Years later, I made the trip to this new world where I am currently settled. The first five years confirmed the story. Although a few people often said, "you can't say you have discovered a place, yet found people who were living there for thousands of years." They were a minority. But then in the 2010s, the story completely changed. To the point that many states no longer celebrate Columbus day. Instead, they celebrate Indigenous People's Day.
The facts about Columbus, the man he was and the atrocities he had caused had never changed. It was the stories that had faded over time. Whether it was deliberate or not, Columbus became a hero in history.
The story behind the 1860s American dollar bills might go the same way. So it's important to be clear about it right now. Two or three hundred years from now, we will look at the cotton pickers of yesteryear and think, they were not slaves but the most important workers of American society. Why would we put them on the currency if not to celebrate them?
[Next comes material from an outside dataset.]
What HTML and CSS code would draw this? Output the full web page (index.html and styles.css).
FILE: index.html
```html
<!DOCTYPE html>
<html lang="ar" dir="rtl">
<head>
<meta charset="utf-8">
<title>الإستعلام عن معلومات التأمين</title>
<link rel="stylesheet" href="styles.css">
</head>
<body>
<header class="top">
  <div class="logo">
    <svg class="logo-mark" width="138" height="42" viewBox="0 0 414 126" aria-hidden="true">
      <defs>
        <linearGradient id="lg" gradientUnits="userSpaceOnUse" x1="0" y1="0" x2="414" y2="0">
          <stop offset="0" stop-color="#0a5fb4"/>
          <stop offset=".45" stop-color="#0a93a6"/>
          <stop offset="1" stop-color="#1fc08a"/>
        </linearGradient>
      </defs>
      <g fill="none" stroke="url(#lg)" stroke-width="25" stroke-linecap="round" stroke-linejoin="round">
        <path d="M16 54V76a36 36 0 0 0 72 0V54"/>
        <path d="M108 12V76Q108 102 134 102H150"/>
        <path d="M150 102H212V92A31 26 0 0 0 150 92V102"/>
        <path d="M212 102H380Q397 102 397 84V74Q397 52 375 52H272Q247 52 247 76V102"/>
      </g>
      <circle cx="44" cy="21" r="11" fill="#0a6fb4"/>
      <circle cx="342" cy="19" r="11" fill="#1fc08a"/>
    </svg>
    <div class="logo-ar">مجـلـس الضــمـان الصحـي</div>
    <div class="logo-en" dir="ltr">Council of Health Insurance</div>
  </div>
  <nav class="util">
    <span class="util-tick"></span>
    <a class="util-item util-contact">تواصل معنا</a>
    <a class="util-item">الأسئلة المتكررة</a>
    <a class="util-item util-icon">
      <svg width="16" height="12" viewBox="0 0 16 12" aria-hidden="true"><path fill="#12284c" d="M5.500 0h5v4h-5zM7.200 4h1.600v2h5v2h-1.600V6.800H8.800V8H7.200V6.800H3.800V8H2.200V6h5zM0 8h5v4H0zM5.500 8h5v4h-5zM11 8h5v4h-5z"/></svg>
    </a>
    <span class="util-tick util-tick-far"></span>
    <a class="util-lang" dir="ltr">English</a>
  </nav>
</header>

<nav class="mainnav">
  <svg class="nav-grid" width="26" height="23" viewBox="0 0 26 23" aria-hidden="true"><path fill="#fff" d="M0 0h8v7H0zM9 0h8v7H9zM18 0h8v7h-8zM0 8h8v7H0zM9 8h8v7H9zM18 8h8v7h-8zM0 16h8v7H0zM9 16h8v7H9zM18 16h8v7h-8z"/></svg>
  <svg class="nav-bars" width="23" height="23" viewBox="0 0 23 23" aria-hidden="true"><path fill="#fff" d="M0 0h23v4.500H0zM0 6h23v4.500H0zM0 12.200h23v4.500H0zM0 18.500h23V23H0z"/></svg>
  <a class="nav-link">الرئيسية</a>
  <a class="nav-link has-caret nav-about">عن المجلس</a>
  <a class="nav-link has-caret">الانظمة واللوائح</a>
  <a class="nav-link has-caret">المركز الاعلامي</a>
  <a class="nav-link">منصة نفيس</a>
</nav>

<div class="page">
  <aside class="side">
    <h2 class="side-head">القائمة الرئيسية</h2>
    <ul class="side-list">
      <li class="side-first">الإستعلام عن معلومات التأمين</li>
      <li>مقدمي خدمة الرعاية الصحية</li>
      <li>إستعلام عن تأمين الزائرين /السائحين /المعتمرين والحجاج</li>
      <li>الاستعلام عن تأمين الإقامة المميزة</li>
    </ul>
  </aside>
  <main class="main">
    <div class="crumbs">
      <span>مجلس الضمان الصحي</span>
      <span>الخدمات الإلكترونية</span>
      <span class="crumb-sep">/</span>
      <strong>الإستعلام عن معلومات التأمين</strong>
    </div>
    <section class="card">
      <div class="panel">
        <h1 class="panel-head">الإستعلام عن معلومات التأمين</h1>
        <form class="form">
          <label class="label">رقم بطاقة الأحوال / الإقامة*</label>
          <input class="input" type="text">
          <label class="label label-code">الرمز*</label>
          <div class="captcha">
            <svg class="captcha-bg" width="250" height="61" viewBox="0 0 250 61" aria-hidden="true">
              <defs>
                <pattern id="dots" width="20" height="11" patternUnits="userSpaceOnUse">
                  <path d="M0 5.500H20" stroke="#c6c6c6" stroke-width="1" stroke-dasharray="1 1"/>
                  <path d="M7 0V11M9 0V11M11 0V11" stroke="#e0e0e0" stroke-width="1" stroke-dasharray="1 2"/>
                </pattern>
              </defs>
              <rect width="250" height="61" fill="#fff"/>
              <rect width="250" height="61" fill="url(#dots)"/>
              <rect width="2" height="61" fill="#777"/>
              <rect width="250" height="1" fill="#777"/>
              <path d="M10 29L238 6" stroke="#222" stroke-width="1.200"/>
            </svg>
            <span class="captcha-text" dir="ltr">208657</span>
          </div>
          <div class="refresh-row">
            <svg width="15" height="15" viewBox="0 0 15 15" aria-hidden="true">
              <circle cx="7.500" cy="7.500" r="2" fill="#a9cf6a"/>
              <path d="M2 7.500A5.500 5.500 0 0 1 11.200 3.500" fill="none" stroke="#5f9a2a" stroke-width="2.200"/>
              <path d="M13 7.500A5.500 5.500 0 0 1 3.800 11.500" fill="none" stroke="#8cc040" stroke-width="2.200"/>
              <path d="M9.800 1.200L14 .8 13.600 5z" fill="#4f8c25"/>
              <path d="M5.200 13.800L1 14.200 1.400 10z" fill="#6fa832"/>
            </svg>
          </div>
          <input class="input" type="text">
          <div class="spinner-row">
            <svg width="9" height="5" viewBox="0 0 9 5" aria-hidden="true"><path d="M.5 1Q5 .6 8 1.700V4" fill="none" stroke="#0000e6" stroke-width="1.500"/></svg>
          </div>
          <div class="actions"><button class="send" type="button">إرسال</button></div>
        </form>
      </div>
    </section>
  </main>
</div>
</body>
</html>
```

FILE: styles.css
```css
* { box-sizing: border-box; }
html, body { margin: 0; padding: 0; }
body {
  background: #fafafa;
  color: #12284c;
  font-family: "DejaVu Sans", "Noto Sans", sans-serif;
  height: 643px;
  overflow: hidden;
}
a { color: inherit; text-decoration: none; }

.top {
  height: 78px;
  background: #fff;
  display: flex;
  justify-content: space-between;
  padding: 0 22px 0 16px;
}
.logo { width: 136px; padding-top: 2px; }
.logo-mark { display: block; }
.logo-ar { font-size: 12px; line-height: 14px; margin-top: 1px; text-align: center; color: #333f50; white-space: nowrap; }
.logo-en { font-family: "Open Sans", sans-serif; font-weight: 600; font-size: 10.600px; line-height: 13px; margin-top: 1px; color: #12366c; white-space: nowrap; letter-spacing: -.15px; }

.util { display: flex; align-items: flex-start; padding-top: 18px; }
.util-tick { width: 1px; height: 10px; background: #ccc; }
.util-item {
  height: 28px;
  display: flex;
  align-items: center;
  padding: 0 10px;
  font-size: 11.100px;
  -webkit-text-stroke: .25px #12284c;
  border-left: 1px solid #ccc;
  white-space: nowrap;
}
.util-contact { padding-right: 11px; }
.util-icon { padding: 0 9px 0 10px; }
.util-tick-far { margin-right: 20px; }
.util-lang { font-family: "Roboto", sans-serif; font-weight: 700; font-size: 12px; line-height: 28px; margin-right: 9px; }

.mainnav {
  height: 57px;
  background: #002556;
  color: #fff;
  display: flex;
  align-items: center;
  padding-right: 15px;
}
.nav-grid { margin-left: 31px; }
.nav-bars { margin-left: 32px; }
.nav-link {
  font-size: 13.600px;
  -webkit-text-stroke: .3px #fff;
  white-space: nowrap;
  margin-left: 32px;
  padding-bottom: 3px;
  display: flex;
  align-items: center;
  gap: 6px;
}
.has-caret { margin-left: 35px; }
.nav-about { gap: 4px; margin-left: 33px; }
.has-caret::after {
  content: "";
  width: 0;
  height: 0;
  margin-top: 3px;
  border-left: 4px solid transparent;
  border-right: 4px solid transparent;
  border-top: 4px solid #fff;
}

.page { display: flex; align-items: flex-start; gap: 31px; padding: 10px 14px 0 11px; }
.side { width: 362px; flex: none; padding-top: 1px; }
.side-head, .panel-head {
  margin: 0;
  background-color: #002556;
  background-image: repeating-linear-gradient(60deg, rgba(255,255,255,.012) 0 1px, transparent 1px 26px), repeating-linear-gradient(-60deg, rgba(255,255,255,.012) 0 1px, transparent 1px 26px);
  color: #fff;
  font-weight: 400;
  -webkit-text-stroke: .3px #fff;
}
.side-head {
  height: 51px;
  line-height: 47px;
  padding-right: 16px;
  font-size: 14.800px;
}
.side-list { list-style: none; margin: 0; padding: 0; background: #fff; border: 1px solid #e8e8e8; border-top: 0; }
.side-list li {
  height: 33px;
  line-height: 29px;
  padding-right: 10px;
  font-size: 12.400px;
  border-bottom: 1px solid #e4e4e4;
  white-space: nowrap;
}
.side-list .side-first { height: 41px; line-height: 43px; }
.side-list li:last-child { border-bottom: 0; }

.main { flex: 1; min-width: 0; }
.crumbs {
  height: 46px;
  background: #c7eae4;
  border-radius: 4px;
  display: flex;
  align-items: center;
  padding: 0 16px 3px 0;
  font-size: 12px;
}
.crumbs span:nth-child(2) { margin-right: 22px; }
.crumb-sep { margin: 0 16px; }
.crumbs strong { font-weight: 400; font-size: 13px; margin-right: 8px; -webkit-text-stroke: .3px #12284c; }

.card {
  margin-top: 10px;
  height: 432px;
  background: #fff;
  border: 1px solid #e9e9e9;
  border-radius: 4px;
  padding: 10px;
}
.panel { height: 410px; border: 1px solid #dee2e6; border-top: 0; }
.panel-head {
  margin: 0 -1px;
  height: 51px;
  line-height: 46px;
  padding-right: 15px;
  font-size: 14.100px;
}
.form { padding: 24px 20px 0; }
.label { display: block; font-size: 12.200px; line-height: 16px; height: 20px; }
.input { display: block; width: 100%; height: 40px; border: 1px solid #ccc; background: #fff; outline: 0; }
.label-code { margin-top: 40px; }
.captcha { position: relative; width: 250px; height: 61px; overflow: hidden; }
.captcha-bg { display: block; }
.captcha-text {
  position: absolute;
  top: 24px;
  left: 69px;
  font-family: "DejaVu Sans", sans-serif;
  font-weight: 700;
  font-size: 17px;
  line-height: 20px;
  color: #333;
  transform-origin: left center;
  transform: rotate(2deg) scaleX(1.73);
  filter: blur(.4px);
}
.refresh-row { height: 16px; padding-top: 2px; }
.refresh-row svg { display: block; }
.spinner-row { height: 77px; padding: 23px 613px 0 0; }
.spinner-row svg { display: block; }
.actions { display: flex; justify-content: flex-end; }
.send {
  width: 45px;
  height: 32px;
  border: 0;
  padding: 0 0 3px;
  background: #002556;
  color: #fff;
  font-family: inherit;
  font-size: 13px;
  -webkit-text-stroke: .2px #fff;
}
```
They were important indeed. I would even say, the most important. To the point that the country went to war just to keep them as slaves.
I can't help but think about the brave new cotton pickers of our modern society. The essential workers. When the entire country shutdown because of the virus, only they were allowed to go to work and keep our society from collapsing.
They are the store clerk who stocks the shelves and bags your groceries. They are the warehouse worker who packages your online purchase and ships it to you. They are the janitor who keeps the subway clean and sanitized. They are the healthcare worker who has to take care of the sick. They are the people that keep us going until we figure out what to do with the pandemic.
America celebrates these essential workers. There are long commercials made for the sole purpose of thanking them. There are billboards, posters, bracelets. All in the name of thanking these brave people. In Ralphs grocery stores, every hour the music is interrupted, and a voice reminds people to practice social distancing. Then it thanks the essential workers while shoppers give them a standing ovation. The only thing missing here is a livable wage and good health insurance.
Despite all the praises, these workers are not receiving any special relief for their work. In fact, they might be the most at risk. Not only they have a low pay, but because of it they can't stay home. They have to work to survive. We need them, yet we won't allow them to make a decent living.
They are the cotton pickers in our future ten dollar bills. One day, history may tell us that we celebrated them, that they were brave. But it might just omit the fact that they weren't being compensated for it. The 1860s ten dollar bill was not celebrating people. It was depicting important assets of the time. Cotton and slaves.
Unless we reward them for their work, the essential worker is just that, an important asset of our time. Service and cheap labor.